RobCollum · ‎09-23-2022

Touwen,

Thanks for sharing your success to date with configuring storage for CAS.

It sounds like you already have a handle on monitoring the disk space used by CAS cache, but just in case you haven't seen it already, we also have some utilities to help as well:

A New Tool to Monitor CAS_DISK_CACHE Usage

https://communities.sas.com/t5/SAS-Communities-Library/A-New-Tool-to-Monitor-CAS-DISK-CACHE-Usage/ta...

The CAS cache is not only used as a backing store for in-memory data and for storing replicated copies of the table. CAS also maintains additional data there, too. My colleague Nicolas Robert has a great post explaining more:

When is CAS_DISK_CACHE used?

https://communities.sas.com/t5/SAS-Communities-Library/When-is-CAS-DISK-CACHE-used/ta-p/631010

So as you can see, depending on your analytics and data management activities using CAS, there could be a number of things that are consuming disk space in the CAS cache area.

CAS relies on its cache as a form a virtual memory to a degree and that's great to reduce administrative overhead when working with volumes of data that combine to be larger than RAM. But depending on your activity, it might be needed to ensure the storage in the CAS cache is several multiples of the amount of RAM. At a bare minimum, SAS recommends starting with 1.5 - 2× disk space for CAS cache as compared to RAM. I suggest it could need a much higher multiplier per your specific needs.
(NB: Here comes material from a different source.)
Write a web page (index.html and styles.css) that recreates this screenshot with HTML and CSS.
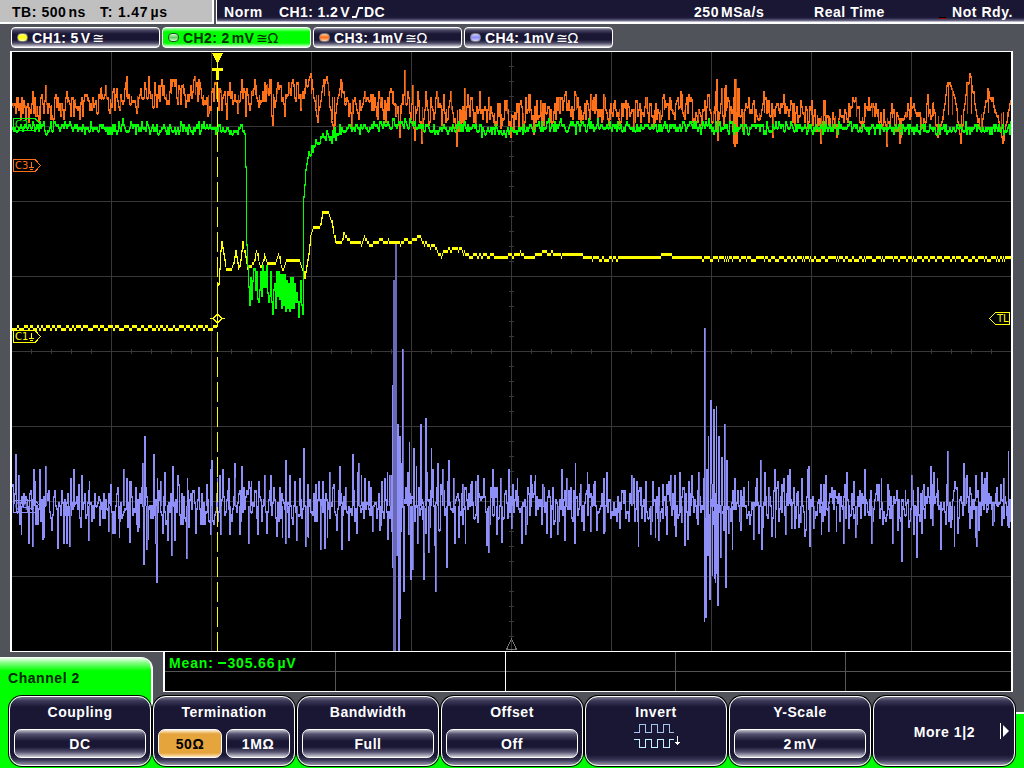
FILE: index.html
```html
<!DOCTYPE html>
<html lang="en">
<head>
<meta charset="utf-8">
<title>Oscilloscope</title>
<link rel="stylesheet" href="styles.css">
</head>
<body>
<div class="scope">
  <header class="status">
    <div class="timebase"><span class="tb">TB: 500<i></i>ns</span><span class="tt">T: 1.47<i></i>µs</span></div>
    <div class="trigger">
      <span class="mode">Norm</span>
      <span class="source">CH1: 1.2<i></i>V<svg class="edge" width="11" height="12" viewBox="0 0 11 12"><path d="M0 11H4L7 2H11" fill="none" stroke="#fff" stroke-width="1.8"/></svg>DC</span>
      <span class="rate">250<i></i>MSa/s</span>
      <span class="acq">Real Time</span>
      <span class="led"></span>
      <span class="ready">Not Rdy.</span>
    </div>
  </header>
  <nav class="channels">
    <div class="chan"><b class="dot yellow"></b><span>CH1: 5<i></i>V</span><em>≅</em></div>
    <div class="chan active"><b class="dot green"></b><span>CH2: 2<i></i>mV</span><em>≅Ω</em></div>
    <div class="chan"><b class="dot orange"></b><span>CH3: 1mV</span><em>≅Ω</em></div>
    <div class="chan"><b class="dot blue"></b><span>CH4: 1mV</span><em>≅Ω</em></div>
  </nav>
  <main class="plot">
    <svg id="graph" width="999" height="599" viewBox="12 52 999 599" shape-rendering="crispEdges">
      <path id="grid" fill="#383838"/>
      <path id="c4" fill="#8f8ff8"/>
      <path id="c4dim" fill="#6868b4"/>
      <path id="c3" fill="#ff7119"/>
      <path id="c3dim" fill="#b85212"/>
      <path id="c1" fill="#ffff00"/>
      <path id="c2" fill="#00ff00"/>
      <path d="M217.5 82V651" stroke="#ffff00" stroke-dasharray="20 5"/>
      <path d="M212 53H223L217.5 64ZM217 63h1v5h5v3h-4v9h-3v-9h-4v-3h5Z" fill="#ffff00"/>
      <g fill="none">
        <path d="M210 318.5H213M222 318.5H225M213 318.5L217.5 314L222 318.5L217.5 323Z" stroke="#ffff00"/>
        <path d="M1009.500 312.500H995.500L989.500 318.500L995.500 324.500H1009.500Z" stroke="#ffff00"/>
        <path d="M13.500 118.500H35L40.500 124.500L35 130.500H13.500Z" stroke="#00ff00"/>
        <path d="M13.500 159.500H35L40.500 165.500L35 171.500H13.500ZM31.500 162V167M29 167.500H34M30 169.500H33" stroke="#ff7119"/>
        <path d="M13.500 330.500H35L40.500 336.500L35 342.500H13.500ZM31.500 333V338M29 338.500H34M30 340.500H33" stroke="#ffff00"/>
        <path d="M13.500 500.500H35L40.500 506.500L35 512.500H13.500ZM29 508.500H34" stroke="#8f8ff8"/>
        <path d="M506.500 649.500L511.500 639L516.500 649.500Z" stroke="#777"/>
      </g>
      <g class="tag">
        <text x="15" y="128" fill="#00ff00">C2</text>
        <text x="15" y="169" fill="#ff7119">C3</text>
        <text x="15" y="340" fill="#ffff00">C1</text>
        <text x="15" y="510" fill="#8f8ff8">C4</text>
        <text x="997" y="322" fill="#ffff00">TL</text>
      </g>
    </svg>
  </main>
  <section class="lower">
    <h1 class="tab">Channel 2</h1>
    <div class="measure">
      <div class="cell"><span>Mean: <s></s>305.66<i></i>µV</span></div><div class="cell mid"></div><div class="cell"></div><div class="cell"></div><div class="cell last"></div>
    </div>
  </section>
  <footer class="menu">
    <div class="key"><h2>Coupling</h2><div class="opts"><span class="opt">DC</span></div></div>
    <div class="key"><h2>Termination</h2><div class="opts"><span class="opt sel">50Ω</span><span class="opt">1MΩ</span></div></div>
    <div class="key"><h2>Bandwidth</h2><div class="opts"><span class="opt">Full</span></div></div>
    <div class="key"><h2>Offset</h2><div class="opts"><span class="opt">Off</span></div></div>
    <div class="key"><h2>Invert</h2>
      <svg class="wave" width="48" height="26" viewBox="0 0 48 26" shape-rendering="crispEdges" fill="none"><path d="M0 8.500H5.500V.5H11.500V8.500H17.500V.5H23.500V8.500H29.500V.5H35.500V8.500H40" stroke="#a4c4ee"/><path d="M0 15.500H5.500V23.500H11.500V15.500H17.500V23.500H23.500V15.500H29.500V23.500H35.500V15.500H40" stroke="#c4f4ff"/><path d="M43.500 12V21M41 18.500H46M42 19.500H45" stroke="#fff"/></svg>
    </div>
    <div class="key"><h2>Y-Scale</h2><div class="opts"><span class="opt">2<i></i>mV</span></div></div>
    <div class="key more"><span>More 1|2</span><svg width="10" height="16" viewBox="0 0 10 16"><path d="M.5 0V16" stroke="#fff"/><path d="M3 2L9 8L3 14Z" fill="#fff"/></svg></div>
  </footer>
</div>
<script src="traces.js"></script>
</body>
</html>
```
FILE: styles.css
```css
* { box-sizing: border-box; }
body { margin: 0; background: #50545a; }
.scope {
  width: 1024px; height: 768px; overflow: hidden;
  display: flex; flex-direction: column;
  background: #50545a; color: #fff;
  font: bold 14px/16px "Liberation Sans", Arial, sans-serif;
  letter-spacing: .55px; white-space: nowrap;
}
i { display: inline-block; width: 2px; }
s { display: inline-block; width: 8px; height: 2px; margin: 0 1px 4px 0; background: currentColor; }
h1, h2 { margin: 0; font-size: 14px; line-height: 16px; }

.status { display: flex; height: 24px; gap: 2px; flex: none; }
.timebase {
  width: 214px; padding: 4px 0 0 12px; display: flex; color: #000;
  background: #c0c0c0; border-right: 2px solid #fff; border-bottom: 2px solid #fff;
}
.tb { width: 88px; }
.tt { letter-spacing: .8px; }
.trigger {
  flex: 1; display: flex; padding: 4px 0 0 7px;
  background: linear-gradient(#1a1735 0 16px, #1f1c3c 18px, #777594 21px, #fff 22px);
  border-left: 1px solid #fff;
}
.mode { width: 55px; }
.source { width: 415px; }
.source, .chan span { letter-spacing: .4px; }
.edge { margin: 0 1px -1px 2px; }
.rate { width: 120px; }
.acq { width: 125px; }
.led { width: 7px; height: 2px; margin: 13px 6px 0 0; background: #a00000; border-top: 1px solid #000; }

.channels { display: flex; gap: 2px; height: 27px; flex: none; padding: 3px 0 0 11px; }
.chan {
  width: 149px; height: 21px; display: flex; align-items: center; padding: 0 0 0 5px;
  border: 1px solid #fff; border-radius: 4px;
  background: linear-gradient(#aaa9b8 0, #4c4965 2px, #1a1735 6px, #1a1735 12px, #4c4965 15px, #b5b4c1 18px, #fff 19px);
}
.chan.active { background: linear-gradient(#b0ffb0, #00ff00 4px, #00ff00 15px, #e0ffe0 19px); color: #003000; }
.chan em { font: normal 14px/16px "DejaVu Sans", sans-serif; letter-spacing: -.5px; margin-left: 2px; }
.dot { width: 11px; height: 9px; margin-right: 4px; border: 1px solid #777; border-radius: 4px; }
.yellow { background: linear-gradient(#ffff80, #ffff00, #ffffb0); }
.green { background: linear-gradient(#d0ffd0, #60d060, #d8ffd8); border-color: #205020; }
.orange { background: linear-gradient(#ffc090, #ff7119, #ffd0b0); }
.blue { background: linear-gradient(#c8c8ff, #8f8ff8, #d0d0ff); }

.plot { width: 1003px; height: 601px; margin-left: 10px; flex: none; background: #000; border: solid #fff; border-width: 1px 2px; display: flex; }
.tag { font: 10px "DejaVu Sans", sans-serif; letter-spacing: 0; }

.lower { height: 40px; flex: none; display: flex; gap: 10px; }
.tab {
  width: 153px; height: 52px; margin-top: 5px; padding: 13px 0 0 8px; color: #002800;
  background: linear-gradient(#fff, #80ff80 6px, #00ff00 14px);
  border-right: 2px solid #fff; border-radius: 0 12px 0 0;
}
.measure {
  width: 850px; height: 40px; display: flex; border: solid #fff; border-width: 0 2px 1px;
  background: linear-gradient(#000 19px, #555 19px 20px, #000 20px);
}
.cell { width: 170px; flex: none; border-right: 1px solid #555; padding: 3px 0 0 4px; color: #00ff00; letter-spacing: .85px; }
.cell:first-child { width: 171px; }
.cell.mid { border-color: #fff; }
.cell.last { border: 0; width: 165px; }

.menu {
  flex: 1; display: flex; gap: 2px; padding: 4px 0 2px 9px; position: relative;
  background:
    linear-gradient(#00ff00, #00ff00) 0 0 / 8px 100% no-repeat,
    linear-gradient(#00ff00, #00ff00) 8px 0 / 143px 14px no-repeat,
    linear-gradient(#fff, #fff) 151px 0 / 2px 14px no-repeat,
    linear-gradient(#fff 0 2px, #00ff00 2px) 1016px 20px / 8px 56px no-repeat,
    linear-gradient(#00ff00, #00ff00) 0 63px / 100% 14px no-repeat, #50545a;
}
.key {
  width: 142px; height: 70px; border: 1px solid #fff; border-radius: 13px;
  box-shadow: 0 0 0 1px #000; padding: 7px 4px 0; text-align: center;
  background: linear-gradient(#77758d 0, #3a3757 4px, #1a1735 10px, #1a1735 58px, #3a3757 63px, #9896a8 68px);
}
.opts { display: flex; gap: 4px; margin-top: 9px; }
.opt {
  flex: 1; height: 29px; padding-top: 6px; border: 1px solid #fff; border-radius: 7px;
  background: linear-gradient(#c0bfca 0, #555270 4px, #1a1735 11px, #1a1735 17px, #555270 22px, #d0cfd8 27px);
}
.opt.sel { color: #000; background: linear-gradient(#fff0d8 0, #e6a43d 4px, #e6a43d 23px, #ffe8c0 27px); }
.wave { display: block; margin: 4px 0 0 44px; }
.more { display: flex; align-items: flex-start; justify-content: flex-end; padding: 27px 4px 0 0; }
.more span { margin-right: 25px; }
.more svg { margin-top: -1px; }
```
FILE: traces.js
```js
// Seeded generator keeps the noise identical on each load.
let seed = 4711;
const rnd = () => ((seed = (seed * 1103515245 + 12345) % 2147483648) / 2147483648);
const noise = () => rnd() + rnd() + rnd() - 1.5;
const pairs = s => s.trim().split(/\s+/).map(p => p.split(",").map(Number));
const set = (id, d) => document.getElementById(id).setAttribute("d", d);
const rect = (x, y, w, h) => `M${x} ${y}h${w}v${h}h${-w}z`;

function interpolate(pts, x) {
  let i = 1;
  while (i < pts.length - 1 && pts[i][0] < x) i++;
  const [x0, y0] = pts[i - 1], [x1, y1] = pts[i];
  return y0 + (y1 - y0) * Math.max(0, Math.min(1, (x - x0) / (x1 - x0 || 1)));
}

// One column per pixel; levels fall on the 3px steps of the converter.
function trace(id, level, from = 12) {
  let d = "", prev = null;
  for (let x = from; x < 1011; x++) {
    const y = Math.round((level(x) - 1) / 3) * 3 + 1;
    if (prev === null) prev = y;
    // A small step shows only the new level; a large one joins both.
    if (id === "c1" && Math.abs(y - prev) <= 3) d += rect(x, y, 1, 3);
    else d += rect(x, Math.min(y, prev), 1, Math.abs(y - prev) + (y === prev ? 3 : 2));
    prev = y;
  }
  set(id, d);
}

let g = "";
for (let x = 111; x < 1011; x += 100) g += rect(x, 52, 1, 599);
for (let y = 126; y < 651; y += 75) g += rect(12, y, 999, 1);
for (let y = 66; y < 651; y += 15) g += rect(509, y, 5, 1);
for (let x = 31; x < 1011; x += 20) g += rect(x, 349, 1, 5);
set("grid", g);

const yellow = pairs(`216,328 217,285 218,283 219,268 220,250 221,241 224,258 226,269 232,266 235,250 238,269 240,258 242,241 245,255 247,268 250,265 253,262 256,250 260,266 262,262 264,254 268,263 274,263 278,253 282,269 286,260 299,260 302,267 304,276 307,260 310,236 313,227 319,227 322,211 328,211 331,221 335,241 341,241 343,232 346,236 351,241 361,241 364,235 368,241 374,241 378,238 385,238 390,240 400,241 403,239 415,238 418,233 424,241 430,244 432,241 435,247 441,253 447,248 455,246 461,248 467,254 490,253 502,256 520,251 528,256 538,251 552,251 560,253 578,252 590,256 1011,256`);
let hold = 0, alt = 0;
const jitter = () => { if (hold-- <= 0) { alt = 1 - alt; hold = 1 + Math.floor(rnd() * 4); } return alt; };
trace("c1", x => {
  if (x < 217) return 325 + 3 * jitter();
  if (x < 360) return interpolate(yellow, x);
  if (x < 590) return interpolate(yellow, x) + 1.6 * jitter();
  if (x > 620 && x < 700) return x > 660 && x < 672 ? 253 : 256;
  return 256 + (jitter() && rnd() < .75 ? 3 : 0);
});

const green = pairs(`12,127 60,125 110,128 180,127 230,129 243,129 244,134 245,165 246,245 248,285 264,282 285,291 301,299 302,260 303,195 305,170 307,155 312,145 320,139 335,133 345,128 375,125 400,124 430,127 460,127 500,130 540,126 570,124 650,127 690,126 750,127 820,127 880,128 1011,128`);
const dips = { 249: 303, 253: 268, 258: 301, 262: 264, 264: 270, 268: 300, 272: 314, 276: 271, 280: 274, 281: 308, 287: 306, 290: 278, 298: 317, 300: 280, 302: 314 };
trace("c2", x => dips[x] || interpolate(green, x) + (x > 248 && x < 302 ? (x % 2 ? 1 : -1) * (3 + rnd() * 16) : noise() * (x > 242 && x < 307 ? 1 : 6)));

const orange = pairs(`12,103 16,97 20,118 24,105 28,122 32,91 35,116 38,120 41,94 45,85 50,118 55,95 60,114 66,91 70,116 74,99 79,117 86,94 91,108 97,111 100,87 105,85 109,113 115,94 119,109 125,82 130,102 136,111 143,97 148,76 150,98 156,105 161,79 165,98 170,79 175,79 177,102 182,84 186,100 194,76 198,80 202,104 207,114 212,88 215,82 220,90 226,117 230,98 237,113 241,79 245,114 251,90 254,79 258,105 266,84 269,79 272,123 276,88 280,85 284,114 288,82 293,84 297,82 300,108 304,88 310,73 315,108 317,120 323,80 327,82 331,120 333,130 337,98 340,79 344,102 351,127 354,97 358,117 364,91 370,95 376,116 379,97 385,120 391,91 395,116 399,135 402,95 404,70 408,97 410,117 412,85 414,138 417,92 421,141 425,91 429,122 436,91 440,105 445,120 450,91 456,145 460,125 464,88 468,105 471,97 475,128 479,91 482,117 488,98 493,122 500,128 506,101 510,135 516,104 522,128 528,94 533,132 540,100 545,113 552,120 558,98 565,91 570,116 575,94 580,122 584,103 590,95 595,94 601,120 603,94 608,125 613,103 618,117 624,105 630,113 633,127 636,100 640,122 645,97 648,120 653,127 659,122 663,94 669,97 672,113 677,97 680,91 683,115 686,97 691,99 697,120 702,110 708,94 712,122 716,79 717,138 721,88 723,125 725,85 729,120 733,98 734,144 735,79 736,141 738,88 742,127 748,97 754,120 758,118 763,91 767,100 772,135 778,108 783,94 788,115 793,103 797,120 803,112 810,109 816,130 820,141 823,100 828,125 834,127 841,115 848,103 855,97 861,127 864,103 871,103 876,112 882,125 886,144 891,103 899,141 905,112 910,97 915,112 920,127 927,94 932,102 937,135 941,120 947,82 951,88 956,108 960,141 966,83 970,76 975,110 980,130 987,88 993,105 1000,130 1002,141 1006,120 1010,100`);
const peaks = new Set(orange.map(p => p[0]));
const baseline = pairs(`12,108 80,102 150,94 215,95 310,94 400,105 500,114 600,109 700,110 800,115 900,118 1011,112`);
// Between the listed extremes the signal stays near its baseline.
trace("c3", x => {
  if (peaks.has(x)) return interpolate(orange, x);
  if ((x > 308 && x < 346) || x > 936) return interpolate(orange, x) + noise() * 5;
  return interpolate(orange, x) * .45 + interpolate(baseline, x) * .55 + noise() * 14;
});

const bursts = pairs(`18,475 21,535 28,544 32,547 33,481 44,538 45,466 63,544 66,544 69,547 70,478 73,469 88,541 89,481 99,526 108,532 110,484 119,538 123,469 129,481 137,532 142,463 143,565 144,436 146,550 148,540 153,454 155,544 156,583 157,478 160,481 164,472 167,541 171,556 172,466 174,541 186,559 187,478 206,484 210,535 211,460 217,478 220,535 228,478 229,535 234,478 239,535 241,466 248,544 251,481 257,535 264,475 270,475 282,538 285,544 288,538 289,475 296,541 299,478 303,448 305,547 308,538 315,484 320,550 322,481 327,538 329,472 339,466 341,550 345,487 348,541 352,454 358,463 361,475 368,481 372,532 380,526 387,472 389,475 391,532 392,568 402,349 403,592 407,472 408,535 409,442 410,580 412,570 413,448 416,466 417,544 420,424 422,520 423,553 423,580 425,418 428,553 431,448 434,546 435,592 437,463 440,529 442,469 446,568 448,460 453,478 454,544 458,538 462,484 465,544 471,481 475,481 477,523 478,481 488,553 492,469 496,535 500,478 501,535 508,469 511,529 517,478 521,544 525,535 530,475 535,475 542,484 550,538 552,487 557,535 561,469 564,541 566,478 575,463 574,544 580,484 583,526 587,472 590,532 593,484 603,478 604,532 606,472 619,529 631,475 638,547 640,490 650,535 652,481 655,538 658,541 662,484 666,535 670,475 674,526 679,472 681,523 691,493 697,525 698,472 703,478 719,436 720,558 721,457 723,531 724,424 725,588 726,460 728,534 732,550 734,478 739,522 740,490 748,481 753,540 756,478 758,534 760,460 761,550 764,472 768,487 775,538 781,484 785,535 787,475 790,481 791,529 794,529 797,491 800,523 808,466 809,547 813,529 821,535 823,484 828,532 833,490 836,532 843,544 848,529 853,481 855,538 864,469 870,490 871,544 881,478 888,490 892,544 901,562 905,490 911,475 913,535 916,558 922,490 923,484 930,466 932,526 937,478 940,550 947,451 951,520 954,547 964,478 969,529 975,538 976,547 982,484 986,472 992,526 996,490 1001,526 1003,478 1007,526 1008,451`);
trace("c4", x => 504 + noise() * (x % 3 ? 22 : 36));
let bright = document.getElementById("c4").getAttribute("d"), dim = "";
bursts.forEach(([x, y], i) => {
  const top = Math.min(y, 506), h = Math.abs(y - 506);
  bright += rect(x, top, i % 4 === 1 ? 1 : 2, h);
  if (i % 3 === 0) dim += rect(x + 1, top, 1, h);
});
// Full-height edges of the two main bursts.
[[393,280,371],[394,280,371],[395,243,408],[396,243,313]].forEach(([x, y, h]) => dim += rect(x, y, 1, h));
[[392,385,183],[397,424,132],[398,424,227],[399,436,215],[400,436,183],[401,463,69],[704,328,294],[705,328,290],[706,469,149],[707,469,87],[708,436,120],[709,532,68],[710,400,200],[711,400,84],[712,484,92],[713,409,98],[714,409,170],[715,508,75],[716,406,168],[717,504,102],[718,436,170]].forEach(([x, y, h]) => bright += rect(x, y, 1, h));
dim += rect(705, 328, 1, 190);
set("c4", bright);
set("c4dim", dim);

let solid = document.getElementById("c3").getAttribute("d"), shade = "";
orange.forEach(([x, y], i) => {
  const mid = interpolate(baseline, x), top = Math.min(y, mid), h = Math.abs(y - mid);
  if (i % 3 === 0) shade += rect(x + 1, Math.round(top), 1, Math.round(h));
  else solid += rect(x + 1, Math.round(top), 1, Math.round(h));
});
for (const [x, y, h] of [[733, 100, 44], [734, 79, 65], [735, 79, 62], [736, 88, 53], [737, 88, 53], [715, 91, 40], [724, 88, 36]]) solid += rect(x, y, 1, h);
set("c3", solid);
set("c3dim", shade);
```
Otherwise you might find you need to aggressively drop tables from CAS when they're not immediately in use in order to reduce the CAS cache usage.

HTH,

Rob

touwen_k · ‎09-30-2022

Hello Rob, thank you very much for your answer and we are happy that we have succeeded to implement a good solution for provisioning of cas disc cache.

The article with example for a table of 100MB at the end is great.

touwen_k · ‎10-07-2022

We had a live session with a SAS consultant and we have discovered that tables with old SAS extension become much larger when loading to CAS. This was the reason that cas disc cache become full very quickly. One more time, thank you for your help.